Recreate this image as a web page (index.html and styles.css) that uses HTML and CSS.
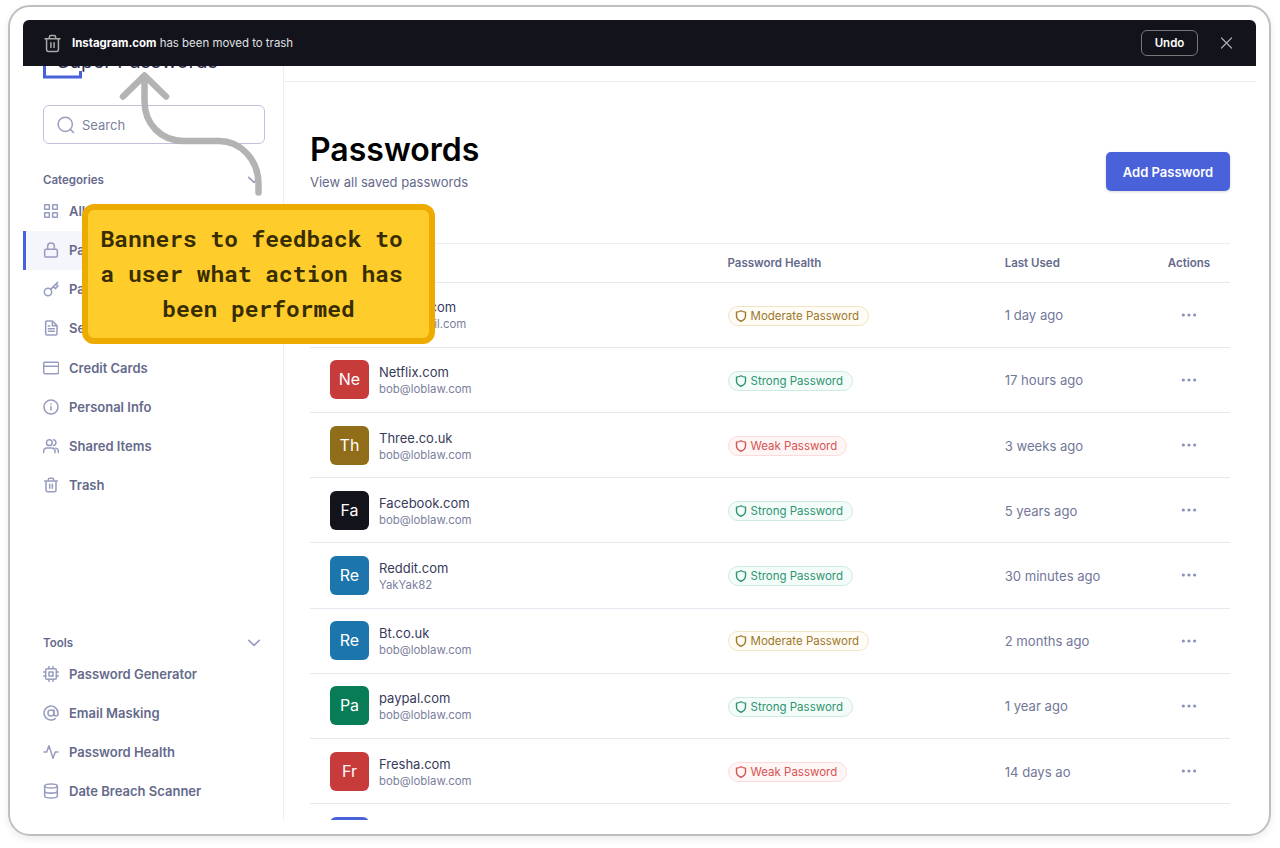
FILE: index.html
```
<!DOCTYPE html>
<html lang="en">
<head>
<meta charset="utf-8">
<title>Super Passwords</title>
<link rel="stylesheet" href="styles.css">
</head>
<body>
<svg class="defs" width="0" height="0">
  <symbol id="trash" viewBox="0 0 24 24"><path d="M2.500 6h19M4.500 6v14a2 2 0 0 0 2 2h11a2 2 0 0 0 2-2V6M8 6V4a2 2 0 0 1 2-2h4a2 2 0 0 1 2 2v2M10 11v6M14 11v6"/></symbol>
  <symbol id="close" viewBox="0 0 24 24"><path d="M4 4l16 16M20 4L4 20"/></symbol>
  <symbol id="search" viewBox="0 0 24 24"><circle cx="11" cy="11" r="9.500"/><path d="M22 22l-4-4"/></symbol>
  <symbol id="chevron" viewBox="0 0 24 24"><path d="M3 7.500l9 8.500 9-8.500"/></symbol>
  <symbol id="grid" viewBox="0 0 24 24"><path d="M2.500 2.500h7v7h-7zM14.500 2.500h7v7h-7zM2.500 14.500h7v7h-7zM14.500 14.500h7v7h-7z"/></symbol>
  <symbol id="lock" viewBox="0 0 24 24"><rect x="2.500" y="11" width="19" height="11.500" rx="2"/><path d="M7 11V6.500a5 5 0 0 1 10 0V11"/></symbol>
  <symbol id="key" viewBox="0 0 24 24"><circle cx="7.500" cy="16.500" r="5.500"/><path d="M11.500 12.500L22 2M15.500 8.500l3 3 4-4-3-3"/></symbol>
  <symbol id="file" viewBox="0 0 24 24"><path d="M14 1.500H6a2 2 0 0 0-2 2v17a2 2 0 0 0 2 2h13a2 2 0 0 0 2-2V8.500zM14 1.500v7h7M8 9h2M8 13h9M8 17h9"/></symbol>
  <symbol id="card" viewBox="0 0 24 24"><rect x="1" y="3.500" width="22.500" height="17" rx="2"/><path d="M1 9.500h22.500"/></symbol>
  <symbol id="info" viewBox="0 0 24 24"><circle cx="12" cy="12" r="10.500"/><path d="M12 11.500v5M12 7.500v.5"/></symbol>
  <symbol id="users" viewBox="0 0 24 24"><circle cx="9.500" cy="7" r="4.300"/><path d="M1 22v-2a5 5 0 0 1 5-5h7a5 5 0 0 1 5 5v2M23 22v-2a5 5 0 0 0-3.700-4.800M16 2.800a4.300 4.300 0 0 1 0 8.400"/></symbol>
  <symbol id="cpu" viewBox="0 0 24 24"><rect x="4" y="4" width="16" height="16" rx="2"/><path d="M9 9h6v6H9zM9 1v3M15 1v3M9 20v3M15 20v3M20 9h3M20 15h3M1 9h3M1 15h3"/></symbol>
  <symbol id="at" viewBox="0 0 24 24"><circle cx="12" cy="12" r="4.500"/><path d="M16.500 7.500v6a3 3 0 0 0 6 0V12a10.500 10.500 0 1 0-4.200 8.400"/></symbol>
  <symbol id="pulse" viewBox="0 0 24 24"><path d="M22.500 12h-4l-3.500 9.500L9 2.500 5.500 12h-4"/></symbol>
  <symbol id="db" viewBox="0 0 24 24"><ellipse cx="12" cy="4.500" rx="9.500" ry="3"/><path d="M21.500 12c0 1.700-4.200 3.200-9.500 3.200S2.500 13.700 2.500 12M2.500 4.500v15c0 1.700 4.200 3 9.500 3s9.500-1.300 9.500-3v-15"/></symbol>
  <symbol id="shield" viewBox="0 0 24 24"><path d="M12 1.500c3 1.800 6 2.700 9 2.700V12c0 5-4 8.500-9 10.500C7 20.500 3 17 3 12V4.200c3 0 6-.9 9-2.700z"/></symbol>
  <symbol id="dots" viewBox="0 0 24 8"><circle cx="3.500" cy="4" r="2.400"/><circle cx="12" cy="4" r="2.400"/><circle cx="20.500" cy="4" r="2.400"/></symbol>
</svg>

<div class="frame">
  <div class="app">
    <aside class="sidebar">
      <div class="brand">
        <svg class="brand-mark" viewBox="0 0 40 40"><path d="M29 1.500H1.500v36.500h36V32"/></svg>
        <span class="brand-name">Super Passwords</span>
      </div>
      <div class="search"><svg class="icon"><use href="#search"/></svg><span>Search</span></div>
      <div class="group-head categories"><span>Categories</span><svg class="icon"><use href="#chevron"/></svg></div>
      <nav class="nav">
        <a class="nav-item"><svg class="icon"><use href="#grid"/></svg>All</a>
        <a class="nav-item active"><svg class="icon"><use href="#lock"/></svg>Pass</a>
        <a class="nav-item"><svg class="icon"><use href="#key"/></svg>Pass</a>
        <a class="nav-item"><svg class="icon"><use href="#file"/></svg>Sec</a>
        <a class="nav-item"><svg class="icon"><use href="#card"/></svg>Credit Cards</a>
        <a class="nav-item"><svg class="icon"><use href="#info"/></svg>Personal Info</a>
        <a class="nav-item"><svg class="icon"><use href="#users"/></svg>Shared Items</a>
        <a class="nav-item"><svg class="icon"><use href="#trash"/></svg>Trash</a>
      </nav>
      <div class="group-head tools"><span>Tools</span><svg class="icon"><use href="#chevron"/></svg></div>
      <nav class="nav">
        <a class="nav-item"><svg class="icon"><use href="#cpu"/></svg>Password Generator</a>
        <a class="nav-item"><svg class="icon"><use href="#at"/></svg>Email Masking</a>
        <a class="nav-item"><svg class="icon"><use href="#pulse"/></svg>Password Health</a>
        <a class="nav-item"><svg class="icon"><use href="#db"/></svg>Date Breach Scanner</a>
      </nav>
    </aside>

    <main class="main">
      <div class="topbar"></div>
      <header class="page-head">
        <div>
          <h1 class="title">Passwords</h1>
          <p class="subtitle">View all saved passwords</p>
        </div>
        <button class="add">Add Password</button>
      </header>
      <section class="table">
        <div class="row head"><span></span><span>Password Health</span><span>Last Used</span><span class="actions">Actions</span></div>
        <div class="row">
          <div class="site"><span class="avatar black"></span><div><p class="site-name">Appleid.com</p><p class="login">bob@gmail.com</p></div></div>
          <div><span class="badge moderate"><svg class="icon"><use href="#shield"/></svg>Moderate Password</span></div>
          <span class="used">1 day ago</span><span class="actions"><svg class="dots"><use href="#dots"/></svg></span>
        </div>
        <div class="row">
          <div class="site"><span class="avatar red">Ne</span><div><p class="site-name">Netflix.com</p><p class="login">bob@loblaw.com</p></div></div>
          <div><span class="badge strong"><svg class="icon"><use href="#shield"/></svg>Strong Password</span></div>
          <span class="used">17 hours ago</span><span class="actions"><svg class="dots"><use href="#dots"/></svg></span>
        </div>
        <div class="row">
          <div class="site"><span class="avatar olive">Th</span><div><p class="site-name">Three.co.uk</p><p class="login">bob@loblaw.com</p></div></div>
          <div><span class="badge weak"><svg class="icon"><use href="#shield"/></svg>Weak Password</span></div>
          <span class="used">3 weeks ago</span><span class="actions"><svg class="dots"><use href="#dots"/></svg></span>
        </div>
        <div class="row">
          <div class="site"><span class="avatar black">Fa</span><div><p class="site-name">Facebook.com</p><p class="login">bob@loblaw.com</p></div></div>
          <div><span class="badge strong"><svg class="icon"><use href="#shield"/></svg>Strong Password</span></div>
          <span class="used">5 years ago</span><span class="actions"><svg class="dots"><use href="#dots"/></svg></span>
        </div>
        <div class="row">
          <div class="site"><span class="avatar blue">Re</span><div><p class="site-name">Reddit.com</p><p class="login">YakYak82</p></div></div>
          <div><span class="badge strong"><svg class="icon"><use href="#shield"/></svg>Strong Password</span></div>
          <span class="used">30 minutes ago</span><span class="actions"><svg class="dots"><use href="#dots"/></svg></span>
        </div>
        <div class="row">
          <div class="site"><span class="avatar blue">Re</span><div><p class="site-name">Bt.co.uk</p><p class="login">bob@loblaw.com</p></div></div>
          <div><span class="badge moderate"><svg class="icon"><use href="#shield"/></svg>Moderate Password</span></div>
          <span class="used">2 months ago</span><span class="actions"><svg class="dots"><use href="#dots"/></svg></span>
        </div>
        <div class="row">
          <div class="site"><span class="avatar green">Pa</span><div><p class="site-name">paypal.com</p><p class="login">bob@loblaw.com</p></div></div>
          <div><span class="badge strong"><svg class="icon"><use href="#shield"/></svg>Strong Password</span></div>
          <span class="used">1 year ago</span><span class="actions"><svg class="dots"><use href="#dots"/></svg></span>
        </div>
        <div class="row">
          <div class="site"><span class="avatar red">Fr</span><div><p class="site-name">Fresha.com</p><p class="login">bob@loblaw.com</p></div></div>
          <div><span class="badge weak"><svg class="icon"><use href="#shield"/></svg>Weak Password</span></div>
          <span class="used">14 days ao</span><span class="actions"><svg class="dots"><use href="#dots"/></svg></span>
        </div>
        <div class="row last"><div class="site"><span class="avatar indigo"></span></div></div>
      </section>
    </main>

    <div class="banner">
      <svg class="icon"><use href="#trash"/></svg>
      <p class="message"><b>Instagram.com</b> has been moved to trash</p>
      <button class="undo">Undo</button>
      <svg class="icon close"><use href="#close"/></svg>
    </div>
  </div>
</div>

<svg class="arrow" viewBox="0 0 150 130"><path d="M148.500 121.500V113C148.500 88 130 70 109 70H74C51 70 34.500 53 34.500 30V5M13 25.500L34.500 4.500 56 25.500"/></svg>
<div class="note">Banners to feedback to&nbsp;<br>a user what action has&nbsp;<br>been performed</div>
</body>
</html>
```
FILE: styles.css
```
* { box-sizing: border-box; }

body {
  margin: 0;
  width: 1280px;
  height: 848px;
  padding: 5px 9px 0 8px;
  overflow: hidden;
  background: #fff;
  font-family: Inter, "Liberation Sans", sans-serif;
  color: #656a8b;
}

p, h1 { margin: 0; }
button { font-family: inherit; padding: 0; }
.defs { position: absolute; }

.icon {
  flex: none;
  width: 16px;
  height: 16px;
  fill: none;
  stroke: #989dbf;
  stroke-width: 2.300;
  stroke-linecap: round;
  stroke-linejoin: round;
}

.frame {
  height: 831px;
  padding: 13px 13px;
  border: 2px solid #bfbfbf;
  border-radius: 22px;
  box-shadow: 0 3px 8px rgba(0, 0, 0, .08);
}

.app {
  position: relative;
  display: flex;
  height: 800px;
  overflow: hidden;
  border-radius: 6px 6px 0 0;
}

/* Sidebar */
.sidebar {
  display: flex;
  flex-direction: column;
  flex: none;
  width: 261px;
  padding-top: 19px;
  border-right: 1px solid #ededf5;
}

.brand {
  display: flex;
  align-items: center;
  height: 40px;
  margin-left: 20px;
}
.brand-mark {
  flex: none;
  width: 40px;
  height: 40px;
  fill: none;
  stroke: #4a62d9;
  stroke-width: 3;
}
.brand-name {
  margin-left: -26px;
  padding-top: 4px;
  font-size: 19.500px;
  font-weight: 400;
  color: #2d3050;
}

.search {
  display: flex;
  align-items: center;
  gap: 7px;
  width: 222px;
  height: 39px;
  margin: 26px 0 0 20px;
  padding-left: 13px;
  border: 1px solid #bfc2da;
  border-radius: 6px;
  font-size: 13px;
  color: #7a7f9e;
}
.search .icon { width: 18px; height: 18px; stroke-width: 2; }

.group-head {
  display: flex;
  align-items: center;
  justify-content: space-between;
  height: 20px;
  margin: 26px 22px 0 20px;
  font-size: 11.500px;
  font-weight: 600;
}
.group-head .icon { width: 14px; height: 14px; stroke-width: 2.600; }
.tools { margin-top: 128.500px; }

.nav { margin-top: 1.500px; }
.nav-item {
  display: flex;
  align-items: center;
  gap: 10px;
  height: 39.130px;
  padding-left: 20px;
  font-size: 13px;
  font-weight: 600;
}
.nav-item.active {
  padding-left: 17px;
  border-left: 3px solid #4a62d9;
  background: #f5f6fb;
}

/* Main column */
.main { flex: 1; }
.topbar { height: 62px; border-bottom: 1px solid #ededf3; }

.page-head {
  display: flex;
  justify-content: space-between;
  align-items: center;
  height: 161px;
  padding: 0 26px 6px 26px;
}
.title {
  padding-top: 1px;
  font-size: 32px;
  line-height: 40px;
  font-weight: 600;
  color: #000;
}
.subtitle { margin-top: 3px; font-size: 13px; line-height: 18px; }
.add {
  width: 124px;
  height: 39px;
  margin-top: 24px;
  border: 0;
  border-radius: 5px;
  background: #4a62d9;
  box-shadow: 0 1px 3px rgba(0, 0, 0, .15);
  color: #fff;
  font-size: 13px;
  font-weight: 600;
}

.table { margin: 0 26px; border-top: 1px solid #ededf3; }
.row {
  display: grid;
  grid-template-columns: 417.500px 277.200px 143.300px 82px;
  align-items: center;
  height: 65.200px;
  border-bottom: 1px solid #e8e8f0;
}
.head { height: 38.600px; font-size: 11.500px; font-weight: 600; }
.last { border: 0; }
.actions { text-align: center; }

.site { display: flex; align-items: center; gap: 10px; padding-left: 20px; }
.avatar {
  width: 39px;
  height: 39px;
  border-radius: 6px;
  color: #fff;
  font-size: 16px;
  line-height: 39px;
  text-align: center;
}
.red { background: #c73b3b; }
.olive { background: #8f6d19; }
.black { background: #12131b; }
.blue { background: #1c75ab; }
.green { background: #087b57; }
.indigo { background: #4a62d9; }
.site-name { padding-top: 2px; font-size: 13px; line-height: 18px; color: #373b5b; }
.login { font-size: 11.400px; line-height: 17px; color: #7b809d; }
.used { padding-top: 1px; font-size: 13.100px; color: #72779a; }

.badge {
  display: inline-flex;
  align-items: center;
  gap: 4px;
  height: 20px;
  padding: 0 9px 0 6px;
  border: 1px solid;
  border-radius: 10px;
  font-size: 11.500px;
  vertical-align: middle;
}
.badge .icon { width: 12px; height: 12px; stroke: currentColor; stroke-width: 2.800; }
.moderate { color: #9d772b; background: #fffcf5; border-color: #f0e4c6; }
.strong { color: #2f9470; background: #f3fcf9; border-color: #cdebe0; }
.weak { color: #d65353; background: #fff5f5; border-color: #fbdcdc; }
.dots { display: block; width: 16px; height: 8px; margin: 0 auto; fill: #8c92b6; }

/* Banner laid over the top of the app */
.banner {
  position: absolute;
  inset: 0 0 auto 0;
  display: flex;
  align-items: center;
  height: 46px;
  padding: 0 22px 0 20px;
  background: #12131b;
  color: #e1e1e5;
}
.banner .icon { width: 19px; height: 19px; stroke: #aaa; stroke-width: 1.900; }
.message { flex: 1; margin-left: 10px; font-size: 11.450px; }
.message b { color: #fff; }
.undo {
  width: 57px;
  height: 26px;
  margin-right: 21px;
  border: 1px solid #777;
  border-radius: 6px;
  background: none;
  color: #fff;
  font-size: 11.500px;
  font-weight: 600;
}
.banner .close { width: 15px; height: 16px; stroke-width: 2; }

/* Annotation laid over the app */
.arrow {
  position: absolute;
  left: 110px;
  top: 71px;
  width: 150px;
  height: 130px;
  overflow: visible;
  fill: none;
  stroke: #b3b3b3;
  stroke-width: 6.500;
  stroke-linecap: round;
  stroke-linejoin: round;
}
.note {
  position: absolute;
  left: 82px;
  top: 203.500px;
  width: 353px;
  height: 140px;
  padding-top: 11px;
  border: 6px solid #edab00;
  border-radius: 12px;
  background: #ffcd2b;
  color: #382d00;
  font: bold 22.900px/35px "Roboto Mono", "DejaVu Sans Mono", monospace;
  text-align: center;
  white-space: nowrap;
}
```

════

- **What needs to be done**:
From the listing above, copy every line that holds the string "page".

- **Expected answer**:
Recreate this image as a web page (index.html and styles.css) that uses HTML and CSS.
      <header class="page-head">
.page-head {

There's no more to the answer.